Transcribe each line of the material as it is, and drop any picture.

▬▬▬

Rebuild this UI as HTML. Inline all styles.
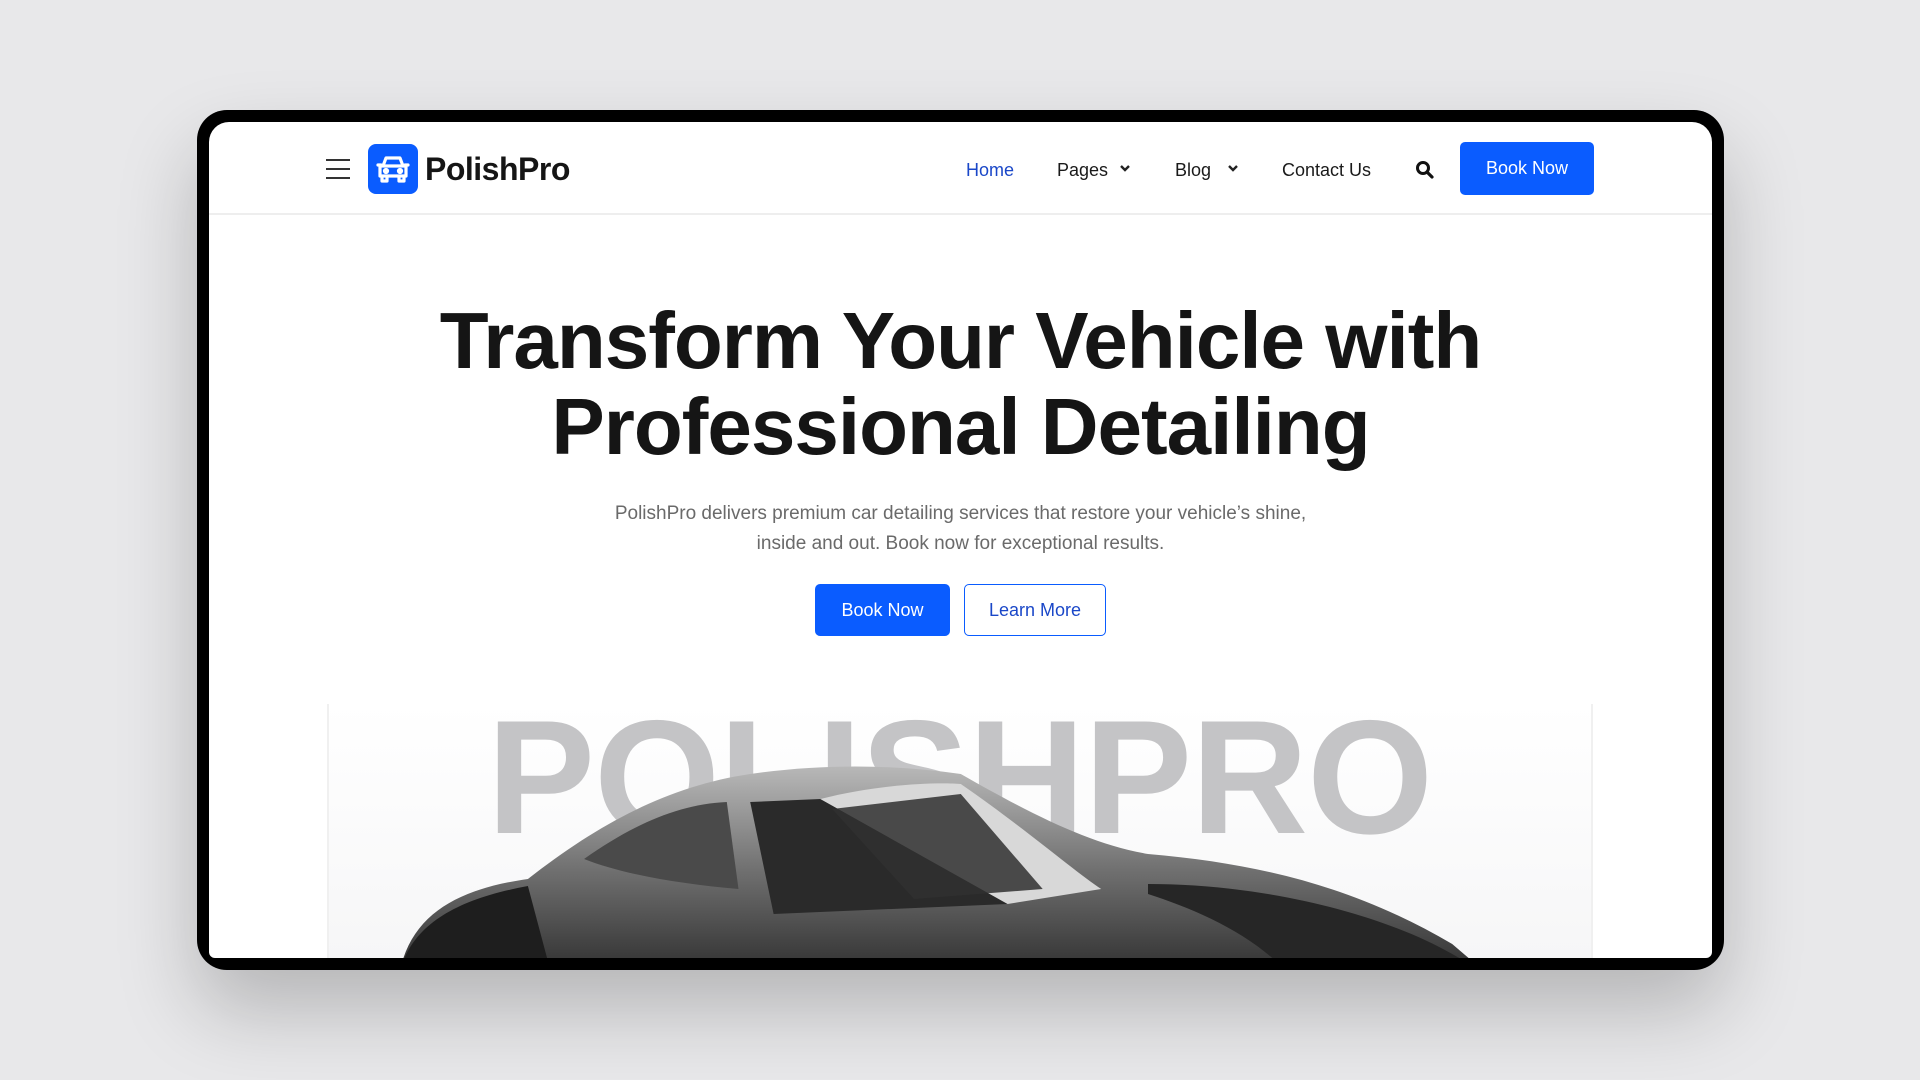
<!DOCTYPE html>
<html><head><meta charset="utf-8"><style>
*{margin:0;padding:0;box-sizing:border-box}
body{width:1920px;height:1080px;background:#e8e8ea;font-family:"Liberation Sans",sans-serif;position:relative;overflow:hidden}
.frame{position:absolute;left:197px;top:110px;width:1527px;height:860px;background:#000;border-radius:30px;box-shadow:0 40px 80px rgba(0,0,0,.22)}
.scr{position:absolute;left:12px;top:12px;width:1503px;height:836px;background:#fff;border-radius:20px 20px 6px 6px;overflow:hidden}
.hdr{position:absolute;left:0;top:0;width:100%;height:93px;border-bottom:2px solid #eee}
.abs{position:absolute}
.nav{font-size:18px;color:#1a1a1a;top:36px;line-height:24px}
.btn{position:absolute;background:#0a5cff;color:#fff;border-radius:5px;font-size:18px;text-align:center}
h1{position:absolute;left:0;width:100%;top:176px;text-align:center;font-size:80px;line-height:86px;font-weight:bold;color:#151515;letter-spacing:-1px}
p.s{position:absolute;left:0;width:100%;top:377px;text-align:center;font-size:19px;line-height:30px;color:#6a6a6a}
</style></head><body>
<div class="frame"><div class="scr">
<div class="hdr">
 <div class="abs" style="left:117px;top:37px;width:24px;height:20px;border-top:2px solid #333;border-bottom:2px solid #333"><div style="margin-top:7px;height:2px;background:#333"></div></div>
 <div class="abs" style="left:159px;top:22px;width:50px;height:50px;background:#0a5cff;border-radius:8px">
  <svg width="50" height="50" viewBox="0 0 50 50" fill="none" stroke="#fff" stroke-width="3.2" stroke-linecap="round" stroke-linejoin="round"><path d="M15 22l3-8h14l3 8M12 22h26v10H12zM14 32v5h5v-5M31 32v5h5v-5M10 21h3M37 21h3"/><circle cx="18" cy="27" r="1.5" fill="#fff"/><circle cx="32" cy="27" r="1.5" fill="#fff"/></svg>
 </div>
 <div class="abs" style="left:216px;top:29px;font-size:32px;font-weight:bold;color:#151515;letter-spacing:-.5px">PolishPro</div>
 <div class="abs nav" style="left:757px;color:#1a47c8">Home</div>
 <div class="abs nav" style="left:848px">Pages</div>
 <svg class="abs" style="left:910px;top:42px" width="12" height="10" viewBox="0 0 12 10"><path d="M2 2l4 4 4-4" stroke="#222" stroke-width="2.4" fill="none"/></svg>
 <div class="abs nav" style="left:966px">Blog</div>
 <svg class="abs" style="left:1018px;top:42px" width="12" height="10" viewBox="0 0 12 10"><path d="M2 2l4 4 4-4" stroke="#222" stroke-width="2.4" fill="none"/></svg>
 <div class="abs nav" style="left:1073px">Contact Us</div>
 <svg class="abs" style="left:1206px;top:38px" width="20" height="20" viewBox="0 0 20 20"><circle cx="8" cy="8" r="5.5" stroke="#111" stroke-width="3" fill="none"/><path d="M12 12l5 5" stroke="#111" stroke-width="3.2" stroke-linecap="round"/></svg>
 <div class="btn" style="left:1251px;top:20px;width:134px;height:53px;line-height:53px">Book Now</div>
</div>
<h1>Transform Your Vehicle with<br>Professional Detailing</h1>
<p class="s">PolishPro delivers premium car detailing services that restore your vehicle’s shine,<br>inside and out. Book now for exceptional results.</p>
<div class="btn" style="left:606px;top:462px;width:135px;height:52px;line-height:52px">Book Now</div>
<div class="abs" style="left:755px;top:462px;width:142px;height:52px;line-height:50px;border:1.5px solid #0a5cff;border-radius:5px;color:#1a47c8;font-size:18px;text-align:center">Learn More</div>
<div class="abs" style="left:118px;top:582px;width:1266px;height:260px;border-left:2px solid #f0f0f0;border-right:2px solid #f0f0f0;background:linear-gradient(#fff,#f6f6f7);overflow:hidden">
 <div class="abs" style="left:158px;top:-6px;font-size:162px;font-weight:bold;color:#c4c4c6;letter-spacing:-1px;line-height:160px">POLISHPRO</div>
 <svg class="abs" style="left:0;top:0" width="1266" height="260" viewBox="0 0 1266 260">
  <defs><linearGradient id="g" x1="0" y1="0" x2="0" y2="1"><stop offset="0" stop-color="#b8b8b8"/><stop offset=".5" stop-color="#707070"/><stop offset="1" stop-color="#303030"/></linearGradient></defs>
  <g transform="translate(0,10) scale(1.17,1)">
  <path d="M60 260 C70 200 110 175 170 165 C230 110 290 72 360 60 C420 50 480 50 540 60 C600 100 650 130 700 140 C800 150 880 175 960 230 L990 260Z" fill="url(#g)"/>
  <path d="M60 260 C70 210 110 185 170 172 L190 260Z" fill="#1e1e1e"/>
  <path d="M218 145 C260 110 300 90 340 88 L350 175 C300 170 250 160 218 145Z" fill="#4a4a4a"/>
  <path d="M360 88 L420 85 L580 190 L380 200Z" fill="#2a2a2a"/>
  <path d="M420 85 C470 70 520 68 540 70 C590 110 640 160 660 175 L580 190Z" fill="#d8d8d8"/>
  <path d="M430 95 L540 80 L610 175 L500 185Z" fill="#303030" opacity=".85"/>
  <path d="M700 170 C800 170 900 200 960 240 L990 260 L820 260 C790 220 740 195 700 180Z" fill="#262626"/>
  </g>
 </svg>
</div>
</div></div>
</body></html>
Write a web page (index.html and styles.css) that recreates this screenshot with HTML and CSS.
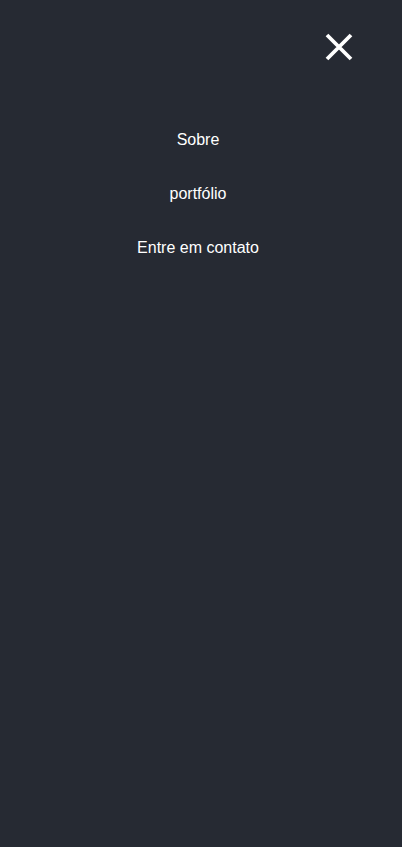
FILE: index.html
```html
<!DOCTYPE html>
<html lang="pt">
<head>
<meta charset="utf-8">
<link rel="stylesheet" href="styles.css">
</head>
<body>
<div class="menu">
  <div class="top">
    <button class="close" aria-label="Fechar">
      <svg width="28" height="28" viewBox="0 0 28 28"><path d="M2 2L26 26M26 2L2 26" stroke="#fff" stroke-width="3.8" stroke-linecap="butt"/></svg>
    </button>
  </div>
  <nav class="links">
    <a href="#">Sobre</a>
    <a href="#">portfólio</a>
    <a href="#">Entre em contato</a>
  </nav>
</div>
</body>
</html>
```
FILE: styles.css
```css
html, body {
  margin: 0;
  padding: 0;
  background: #262a33;
  height: 100%;
}
.menu {
  width: 396px;
  min-height: 847px;
  background: #262a33;
  font-family: "Liberation Sans", Arial, sans-serif;
}
.top {
  display: flex;
  justify-content: flex-end;
  padding: 33px 43px 0 0;
}
.close {
  background: none;
  border: 0;
  padding: 0;
  width: 28px;
  height: 28px;
  display: block;
}
.close svg { display: block; }
.links {
  display: flex;
  flex-direction: column;
  align-items: center;
  gap: 36px;
  margin-top: 70px;
}
.links a {
  color: #fff;
  text-decoration: none;
  font-size: 16px;
  line-height: 18px;
}
```
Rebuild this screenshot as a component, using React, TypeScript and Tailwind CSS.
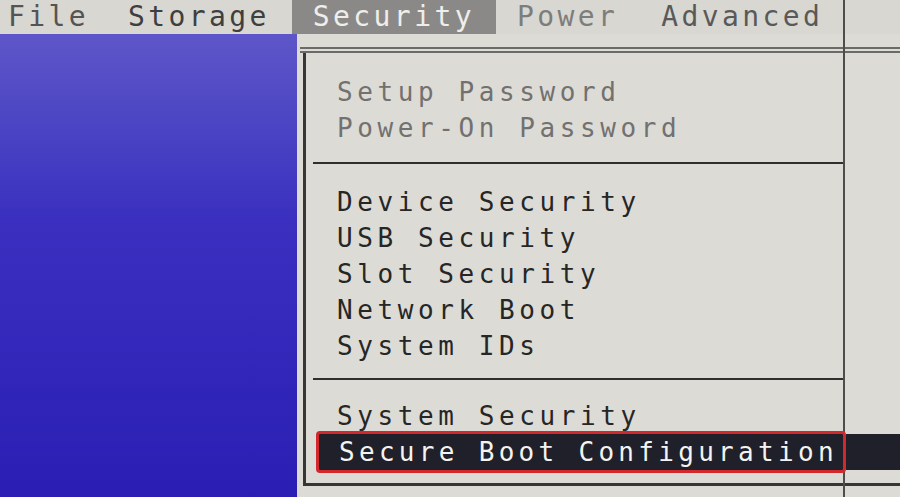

▬▬▬

## Solution to the exercise
Rebuild this UI as HTML. Inline all styles.
<!DOCTYPE html>
<html><head><meta charset="utf-8"><style>
*{margin:0;padding:0;box-sizing:border-box}
body{width:1920px;height:1080px;background:#e8e8ea;font-family:"Liberation Sans",sans-serif;position:relative;overflow:hidden}
.frame{position:absolute;left:197px;top:110px;width:1527px;height:860px;background:#000;border-radius:30px;box-shadow:0 40px 80px rgba(0,0,0,.22)}
.scr{position:absolute;left:12px;top:12px;width:1503px;height:836px;background:#fff;border-radius:20px 20px 6px 6px;overflow:hidden}
.hdr{position:absolute;left:0;top:0;width:100%;height:93px;border-bottom:2px solid #eee}
.abs{position:absolute}
.nav{font-size:18px;color:#1a1a1a;top:36px;line-height:24px}
.btn{position:absolute;background:#0a5cff;color:#fff;border-radius:5px;font-size:18px;text-align:center}
h1{position:absolute;left:0;width:100%;top:176px;text-align:center;font-size:80px;line-height:86px;font-weight:bold;color:#151515;letter-spacing:-1px}
p.s{position:absolute;left:0;width:100%;top:377px;text-align:center;font-size:19px;line-height:30px;color:#6a6a6a}
</style></head><body>
<div class="frame"><div class="scr">
<div class="hdr">
 <div class="abs" style="left:117px;top:37px;width:24px;height:20px;border-top:2px solid #333;border-bottom:2px solid #333"><div style="margin-top:7px;height:2px;background:#333"></div></div>
 <div class="abs" style="left:159px;top:22px;width:50px;height:50px;background:#0a5cff;border-radius:8px">
  <svg width="50" height="50" viewBox="0 0 50 50" fill="none" stroke="#fff" stroke-width="3.2" stroke-linecap="round" stroke-linejoin="round"><path d="M15 22l3-8h14l3 8M12 22h26v10H12zM14 32v5h5v-5M31 32v5h5v-5M10 21h3M37 21h3"/><circle cx="18" cy="27" r="1.5" fill="#fff"/><circle cx="32" cy="27" r="1.5" fill="#fff"/></svg>
 </div>
 <div class="abs" style="left:216px;top:29px;font-size:32px;font-weight:bold;color:#151515;letter-spacing:-.5px">PolishPro</div>
 <div class="abs nav" style="left:757px;color:#1a47c8">Home</div>
 <div class="abs nav" style="left:848px">Pages</div>
 <svg class="abs" style="left:910px;top:42px" width="12" height="10" viewBox="0 0 12 10"><path d="M2 2l4 4 4-4" stroke="#222" stroke-width="2.4" fill="none"/></svg>
 <div class="abs nav" style="left:966px">Blog</div>
 <svg class="abs" style="left:1018px;top:42px" width="12" height="10" viewBox="0 0 12 10"><path d="M2 2l4 4 4-4" stroke="#222" stroke-width="2.4" fill="none"/></svg>
 <div class="abs nav" style="left:1073px">Contact Us</div>
 <svg class="abs" style="left:1206px;top:38px" width="20" height="20" viewBox="0 0 20 20"><circle cx="8" cy="8" r="5.5" stroke="#111" stroke-width="3" fill="none"/><path d="M12 12l5 5" stroke="#111" stroke-width="3.2" stroke-linecap="round"/></svg>
 <div class="btn" style="left:1251px;top:20px;width:134px;height:53px;line-height:53px">Book Now</div>
</div>
<h1>Transform Your Vehicle with<br>Professional Detailing</h1>
<p class="s">PolishPro delivers premium car detailing services that restore your vehicle’s shine,<br>inside and out. Book now for exceptional results.</p>
<div class="btn" style="left:606px;top:462px;width:135px;height:52px;line-height:52px">Book Now</div>
<div class="abs" style="left:755px;top:462px;width:142px;height:52px;line-height:50px;border:1.5px solid #0a5cff;border-radius:5px;color:#1a47c8;font-size:18px;text-align:center">Learn More</div>
<div class="abs" style="left:118px;top:582px;width:1266px;height:260px;border-left:2px solid #f0f0f0;border-right:2px solid #f0f0f0;background:linear-gradient(#fff,#f6f6f7);overflow:hidden">
 <div class="abs" style="left:158px;top:-6px;font-size:162px;font-weight:bold;color:#c4c4c6;letter-spacing:-1px;line-height:160px">POLISHPRO</div>
 <svg class="abs" style="left:0;top:0" width="1266" height="260" viewBox="0 0 1266 260">
  <defs><linearGradient id="g" x1="0" y1="0" x2="0" y2="1"><stop offset="0" stop-color="#b8b8b8"/><stop offset=".5" stop-color="#707070"/><stop offset="1" stop-color="#303030"/></linearGradient></defs>
  <g transform="translate(0,10) scale(1.17,1)">
  <path d="M60 260 C70 200 110 175 170 165 C230 110 290 72 360 60 C420 50 480 50 540 60 C600 100 650 130 700 140 C800 150 880 175 960 230 L990 260Z" fill="url(#g)"/>
  <path d="M60 260 C70 210 110 185 170 172 L190 260Z" fill="#1e1e1e"/>
  <path d="M218 145 C260 110 300 90 340 88 L350 175 C300 170 250 160 218 145Z" fill="#4a4a4a"/>
  <path d="M360 88 L420 85 L580 190 L380 200Z" fill="#2a2a2a"/>
  <path d="M420 85 C470 70 520 68 540 70 C590 110 640 160 660 175 L580 190Z" fill="#d8d8d8"/>
  <path d="M430 95 L540 80 L610 175 L500 185Z" fill="#303030" opacity=".85"/>
  <path d="M700 170 C800 170 900 200 960 240 L990 260 L820 260 C790 220 740 195 700 180Z" fill="#262626"/>
  </g>
 </svg>
</div>
</div></div>
</body></html>
Write a web page (index.html and styles.css) that recreates this screenshot with HTML and CSS.
FILE: index.html
```html
<!DOCTYPE html>
<html lang="pt">
<head>
<meta charset="utf-8">
<link rel="stylesheet" href="styles.css">
</head>
<body>
<div class="menu">
  <div class="top">
    <button class="close" aria-label="Fechar">
      <svg width="28" height="28" viewBox="0 0 28 28"><path d="M2 2L26 26M26 2L2 26" stroke="#fff" stroke-width="3.8" stroke-linecap="butt"/></svg>
    </button>
  </div>
  <nav class="links">
    <a href="#">Sobre</a>
    <a href="#">portfólio</a>
    <a href="#">Entre em contato</a>
  </nav>
</div>
</body>
</html>
```
FILE: styles.css
```css
html, body {
  margin: 0;
  padding: 0;
  background: #262a33;
  height: 100%;
}
.menu {
  width: 396px;
  min-height: 847px;
  background: #262a33;
  font-family: "Liberation Sans", Arial, sans-serif;
}
.top {
  display: flex;
  justify-content: flex-end;
  padding: 33px 43px 0 0;
}
.close {
  background: none;
  border: 0;
  padding: 0;
  width: 28px;
  height: 28px;
  display: block;
}
.close svg { display: block; }
.links {
  display: flex;
  flex-direction: column;
  align-items: center;
  gap: 36px;
  margin-top: 70px;
}
.links a {
  color: #fff;
  text-decoration: none;
  font-size: 16px;
  line-height: 18px;
}
```
Rebuild this screenshot as a component, using React, TypeScript and Tailwind CSS.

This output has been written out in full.